It has recently been discovered how to run open-source software on the Y-Crate gaming device. A number of enterprising designers have developed Advent-style games for deployment on the Y-Crate. Your job is to test a number of these designs to see which are winnable.
Each game consists of a set of up to 100 rooms. One of the rooms is the start and one of the rooms is the finish. Each room has an energy value between -100 and +100. One-way doorways interconnect pairs of rooms.
The player begins in the start room with 100 energy points. She may pass through any doorway that connects the room she is in to another room, thus entering the other room. The energy value of this room is added to the player's energy. This process continues until she wins by entering the finish room or dies by running out of energy (or quits in frustration). During her adventure the player may enter the same room several times, receiving its energy each time.
Input
The input consists of several test cases. Each test case begins with n, the number of rooms. The rooms are numbered from 1 (the start room) to n (the finish room). Input for the n rooms follows. The input for each room consists of one or more lines containing:
the energy value for room i
the number of doorways leaving room i
a list of the rooms that are reachable by the doorways leaving room i
The start and finish rooms will always have enery level 0. A line containing -1 follows the last test case.
Output
In one line for each case, output "winnable" if it is possible for the player to win, otherwise output "hopeless".
Sample Input
5
0 1 2
-60 1 3
-60 1 4
20 1 5
0 0
5
0 1 2
20 1 3
-60 1 4
-60 1 5
0 0
5
0 1 2
21 1 3
-60 1 4
-60 1 5
0 0
5
0 1 2
20 2 1 3
-60 1 4
-60 1 5
0 0
-1
Sample Output
hopeless
hopeless
winnable
winnable
题意:从第一个房间开始有100的初始能量。每经过一个房间加上此房间的能量值,如果能量为负或者到达终点则停止。问能不能到达终点。

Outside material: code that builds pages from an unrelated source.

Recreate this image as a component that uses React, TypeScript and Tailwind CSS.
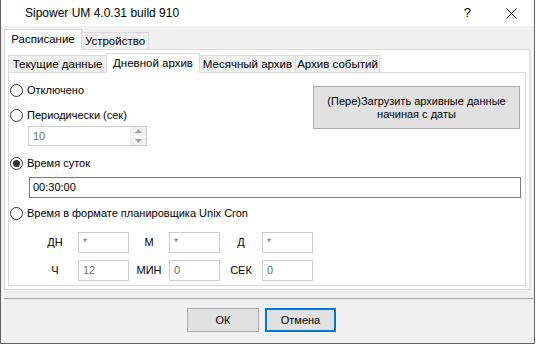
function Radio({ checked }: { checked?: boolean }) {
  return (
    <span className="w-[13px] h-[13px] rounded-full border border-[#333333] bg-white flex items-center justify-center shrink-0">
      {checked && <span className="w-[7px] h-[7px] rounded-full bg-[#333333]" />}
    </span>
  );
}

function Tab({ label, selected, w, h }: { label: string; selected?: boolean; w: string; h?: string }) {
  if (selected) {
    return (
      <div className={`${w} ${h ?? "h-[20px]"} -ml-px first:ml-0 relative z-10 bg-white border border-b-0 border-[#d9d9d9] flex items-center justify-center whitespace-nowrap`}>
        {label}
      </div>
    );
  }
  return (
    <div className={`${w} h-[17px] mb-px -ml-px first:ml-0 bg-[#f0f0f0] border border-b-0 border-[#d9d9d9] flex items-center justify-center pt-px whitespace-nowrap`}>
      {label}
    </div>
  );
}

function CronBox({ value }: { value: string }) {
  return (
    <div className="w-[51px] h-[21px] border border-[#cccccc] bg-white text-[#6d6d6d] pl-[4px] flex items-center">
      {value}
    </div>
  );
}

export default function App() {
  const ui = "font-['Liberation_Sans',Arial,sans-serif] text-[11px] text-black";
  return (
    <div className={`w-[535px] h-[344px] border-x border-b border-[#5f5f5f] bg-[#f0f0f0] flex flex-col ${ui}`}>
      {/* title bar */}
      <div className="h-[26px] bg-white flex items-center shrink-0">
        <span className="ml-[24px] text-[12px] flex-1">Sipower UM 4.0.31 build 910</span>
        <span className="text-[13px] mr-[35px]">?</span>
        <svg width="11" height="11" viewBox="0 0 11 11" className="mr-[17px]">
          <path d="M0.5 0.5 L10.5 10.5 M10.5 0.5 L0.5 10.5" stroke="#000" strokeWidth="1" />
        </svg>
      </div>

      <div className="pt-[3px] flex flex-col">
        {/* outer tabs */}
        <div className="ml-[3px] flex items-end -mb-px relative z-10 text-[11.5px]">
          <Tab label="Расписание" selected w="w-[78px]" h="h-[21px]" />
          <Tab label="Устройство" w="w-[68px]" />
        </div>
        <div className="ml-[3px] w-[526px] h-[241px] border border-[#d9d9d9] bg-white p-[3px] flex flex-col">
          {/* inner tabs */}
          <div className="flex items-end -mb-px relative z-10 text-[11.5px]">
            <Tab label="Текущие данные" w="w-[99px]" />
            <Tab label="Дневной архив" selected w="w-[94px]" />
            <Tab label="Месячный архив" w="w-[97px]" />
            <Tab label="Архив событий" w="w-[85px]" />
          </div>
          <div className="flex-1 border border-[#d9d9d9] bg-white flex flex-col">
            <div className="flex">
              <div className="flex-1 flex flex-col pt-[7px]">
                <div className="h-[20px] flex items-center gap-[4px] ml-px">
                  <Radio />
                  <span>Отключено</span>
                </div>
                <div className="h-[20px] mt-[5px] flex items-center gap-[4px] ml-px">
                  <Radio />
                  <span>Периодически (сек)</span>
                </div>
                <div className="ml-[19px] mt-px w-[119px] h-[20px] border border-[#cccccc] flex items-center">
                  <span className="flex-1 pl-[4px] text-[#6d6d6d]">10</span>
                  <div className="w-[16px] h-full flex flex-col border-l border-[#f0f0f0]">
                    <div className="flex-1 flex items-center justify-center bg-[#f0f0f0] border-b border-white">
                      <svg width="7" height="4" viewBox="0 0 7 4"><path d="M3.5 0 L7 4 L0 4 Z" fill="#a0a0a0" /></svg>
                    </div>
                    <div className="flex-1 flex items-center justify-center bg-[#f0f0f0]">
                      <svg width="7" height="4" viewBox="0 0 7 4"><path d="M0 0 L7 0 L3.5 4 Z" fill="#a0a0a0" /></svg>
                    </div>
                  </div>
                </div>
              </div>
              <div className="mt-[13px] mr-[5px] w-[207px] h-[43px] bg-[#e1e1e1] border border-[#adadad] flex items-center justify-center text-center leading-[13px]">
                (Пере)Загрузить архивные данные
                <br />
                начиная с даты
              </div>
            </div>

            <div className="h-[20px] mt-[7px] flex items-center gap-[4px] ml-px">
              <Radio checked />
              <span>Время суток</span>
            </div>
            <div className="ml-[20px] mt-[4px] w-[492px] h-[21px] border border-[#7a7a7a] pl-[3px] flex items-center">
              00:30:00
            </div>
            <div className="h-[20px] mt-[5px] flex items-center gap-[4px] ml-px">
              <Radio />
              <span>Время в формате планировщика Unix Cron</span>
            </div>

            <div className="mt-[9px] flex items-center">
              <span className="ml-[31px] w-[30px] text-center">ДН</span>
              <span className="w-[8px]" />
              <CronBox value="*" />
              <span className="w-[40px] text-center">М</span>
              <CronBox value="*" />
              <span className="w-[42px] text-center">Д</span>
              <CronBox value="*" />
            </div>
            <div className="mt-[7px] flex items-center">
              <span className="ml-[31px] w-[30px] text-center">Ч</span>
              <span className="w-[8px]" />
              <CronBox value="12" />
              <span className="w-[40px] text-center">МИН</span>
              <CronBox value="0" />
              <span className="w-[42px] text-center">СЕК</span>
              <CronBox value="0" />
            </div>
          </div>
        </div>

        {/* separator */}
        <div className="ml-[3px] mt-[8px] w-[529px] h-px bg-[#a0a0a0]" />

        {/* buttons */}
        <div className="mt-[9px] flex pl-[186px] gap-[6px]">
          <div className="w-[72px] h-[24px] bg-[#e1e1e1] border border-[#adadad] flex items-center justify-center">
            ОК
          </div>
          <div className="w-[71px] h-[24px] bg-[#e1e1e1] border-2 border-[#0078d7] flex items-center justify-center">
            Отмена
          </div>
        </div>
      </div>
    </div>
  );
}
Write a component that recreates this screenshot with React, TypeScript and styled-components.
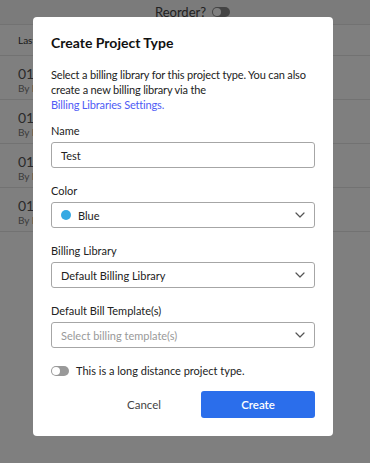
import React from 'react';
import styled, { createGlobalStyle } from 'styled-components';

const GlobalStyle = createGlobalStyle`
  html, body {
    margin: 0;
    padding: 0;
    background: #fff;
  }
  body {
    font-family: Lato, "Liberation Sans", sans-serif;
    color: #222;
  }
  * { box-sizing: border-box; }
`;

const Page = styled.div`
  position: relative;
  width: 370px;
  height: 463px;
  overflow: hidden;
  background: #fff;
`;

const TopBar = styled.div`
  height: 25px;
  padding-left: 15px;
  background: #f6f6f6;
  border-bottom: 1px solid #e4e4e4;
  display: flex;
  align-items: center;
  justify-content: center;
  gap: 6px;
  font-size: 13px;
  color: #444;
`;

const BgToggle = styled.span`
  width: 18px;
  height: 10px;
  border-radius: 5px;
  background: #888;
  position: relative;
  &::after {
    content: '';
    position: absolute;
    left: 1px;
    top: 1px;
    width: 8px;
    height: 8px;
    border-radius: 50%;
    background: #fff;
  }
`;

const TableHead = styled.div`
  height: 31px;
  padding-left: 18px;
  display: flex;
  align-items: center;
  font-size: 10px;
  color: #333;
  border-bottom: 1px solid #e4e4e4;
`;

const TableRow = styled.div`
  height: 44px;
  padding: 10px 0 0 18px;
  border-bottom: 1px solid #e4e4e4;
  display: flex;
  flex-direction: column;
`;

const RowDate = styled.span`
  font-size: 14px;
  color: #555;
  line-height: 16px;
`;

const RowBy = styled.span`
  font-size: 10px;
  color: #777;
  line-height: 12px;
`;

const Overlay = styled.div`
  position: absolute;
  inset: 0;
  background: rgba(0, 0, 0, 0.5);
  padding: 17px 0 0 33px;
`;

const Modal = styled.div`
  width: 300px;
  background: #fff;
  border-radius: 4px;
  padding: 17px 18px 18px;
  display: flex;
  flex-direction: column;
`;

const Title = styled.h2`
  margin: 0;
  font-size: 14px;
  line-height: 18px;
  font-weight: 700;
  color: #111;
`;

const Description = styled.p`
  margin: 15px 0 11px;
  font-size: 11px;
  line-height: 15px;
  letter-spacing: -0.16px;
  color: #222;
`;

const Link = styled.a`
  display: block;
  color: #4f5bf5;
  text-decoration: none;
`;

const Field = styled.div`
  display: flex;
  flex-direction: column;
  margin-bottom: 15px;
`;

const Label = styled.label`
  font-size: 11px;
  line-height: 15px;
  color: #222;
  margin-bottom: 4px;
`;

const Box = styled.div<{ $placeholder?: boolean }>`
  height: 26px;
  border: 1px solid #a6a6a6;
  border-radius: 3px;
  padding: 0 9px 0 9px;
  display: flex;
  align-items: center;
  gap: 7px;
  font-size: 11px;
  color: ${(p) => (p.$placeholder ? '#999' : '#222')};
`;

const BoxText = styled.span`
  flex: 1;
`;

const Dot = styled.span<{ $color: string }>`
  width: 10px;
  height: 10px;
  border-radius: 50%;
  background: ${(p) => p.$color};
`;

const ToggleRow = styled.div`
  display: flex;
  align-items: center;
  gap: 7px;
  font-size: 11px;
  line-height: 15px;
  color: #222;
`;

const Switch = styled.span`
  width: 18px;
  height: 10px;
  border-radius: 5px;
  background: #999;
  position: relative;
  &::after {
    content: '';
    position: absolute;
    left: 1px;
    top: 1px;
    width: 8px;
    height: 8px;
    border-radius: 50%;
    background: #fff;
  }
`;

const Actions = styled.div`
  display: flex;
  justify-content: flex-end;
  margin-top: 13px;
`;

const Button = styled.button<{ $primary?: boolean }>`
  width: 114px;
  height: 27px;
  border: none;
  border-radius: 3px;
  font-family: inherit;
  font-size: 11.5px;
  cursor: pointer;
  background: ${(p) => (p.$primary ? '#2b6eeb' : 'transparent')};
  color: ${(p) => (p.$primary ? '#fff' : '#444')};
  font-weight: ${(p) => (p.$primary ? 600 : 400)};
`;

const Chevron = () => (
  <svg width="10" height="6" viewBox="0 0 10 6" fill="none">
    <path d="M1 1l4 4 4-4" stroke="#555" strokeWidth="1.2" strokeLinecap="round" strokeLinejoin="round" />
  </svg>
);

const App = () => {
  const rows = [0, 1, 2, 3];

  return (
    <Page>
      <GlobalStyle />
      <TopBar>
        Reorder? <BgToggle />
      </TopBar>
      <TableHead>Last Updated</TableHead>
      {rows.map((r) => (
        <TableRow key={r}>
          <RowDate>01/12/2023</RowDate>
          <RowBy>By Ian</RowBy>
        </TableRow>
      ))}

      <Overlay>
        <Modal>
          <Title>Create Project Type</Title>
          <Description>
            Select a billing library for this project type. You can also create a new billing library via the
            <Link href="#">Billing Libraries Settings.</Link>
          </Description>

          <Field>
            <Label>Name</Label>
            <Box>
              <BoxText>Test</BoxText>
            </Box>
          </Field>

          <Field>
            <Label>Color</Label>
            <Box>
              <Dot $color="#35a9e3" />
              <BoxText>Blue</BoxText>
              <Chevron />
            </Box>
          </Field>

          <Field>
            <Label>Billing Library</Label>
            <Box>
              <BoxText>Default Billing Library</BoxText>
              <Chevron />
            </Box>
          </Field>

          <Field>
            <Label>Default Bill Template(s)</Label>
            <Box $placeholder>
              <BoxText>Select billing template(s)</BoxText>
              <Chevron />
            </Box>
          </Field>

          <ToggleRow>
            <Switch />
            This is a long distance project type.
          </ToggleRow>

          <Actions>
            <Button>Cancel</Button>
            <Button $primary>Create</Button>
          </Actions>
        </Modal>
      </Overlay>
    </Page>
  );
};

export default App;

题解:首先先用Floyd判断连通性,如果不连通则结束。如果联通用spfa判断有没有正环,即cnt[v]>=n则有正环,有正环判断环上一点到终点是否联通。没有环的话,则判断到达终点最长的通路能量值是否大于0即可。
#include <iostream>
#include <cstdio>
#include <algorithm>
#include <vector>
#include <cstring>
#include <queue>
using namespace std;
const int maxn = 105;
const int INF = 0x3f3f3f3f;
int n;
int energy[maxn];
int power[maxn]; //记录到每一点的力量值
int cnt[maxn]; //记录访问每一个点的次数
bool g[maxn][maxn];
bool reach[maxn][maxn];
void floyd()
{
for(int k = 1; k<=n; k++)
for(int i = 1; i<=n; i++)
for(int j = 1; j<=n; j++)
if(reach[i][j]||(reach[i][k]&&reach[k][j])) reach[i][j] = true;
}
bool spfa(int s)
{
queue<int> q;
memset(power,0,sizeof(power));
power[s] = 100;
memset(cnt,0,sizeof(power));
q.push(s);
while(!q.empty())
{
int v = q.front();
q.pop();
cnt[v]++;
if(cnt[v]>=n) return reach[v][n]; //有正环
for(int i = 1; i<=n; i++)
{
if(g[v][i]&&power[i]<power[v]+energy[i]&&power[v]+energy[i]>0)
{
power[i] = power[v]+energy[i];
q.push(i);
}
}
}
return power[n]>0;
}
void solve()
{
while(scanf("%d",&n)!=EOF&&n!=-1)
{
memset(g,false,sizeof(g));
memset(reach,false,sizeof(reach));
for(int i = 1; i<=n; i++)
{
int k,door;
scanf("%d %d",&energy[i],&k);
for(int j = 1; j<=k; j++)
{
scanf("%d",&door);
g[i][door] = true;
reach[i][door] = true;
}
}
floyd();
if(!reach[1][n])
{
printf("hopeless\n");
continue;
}
if(spfa(1))
{
printf("winnable\n");
}
else
{
printf("hopeless\n");
}
}
}
int main()
{
solve();
return 0;
}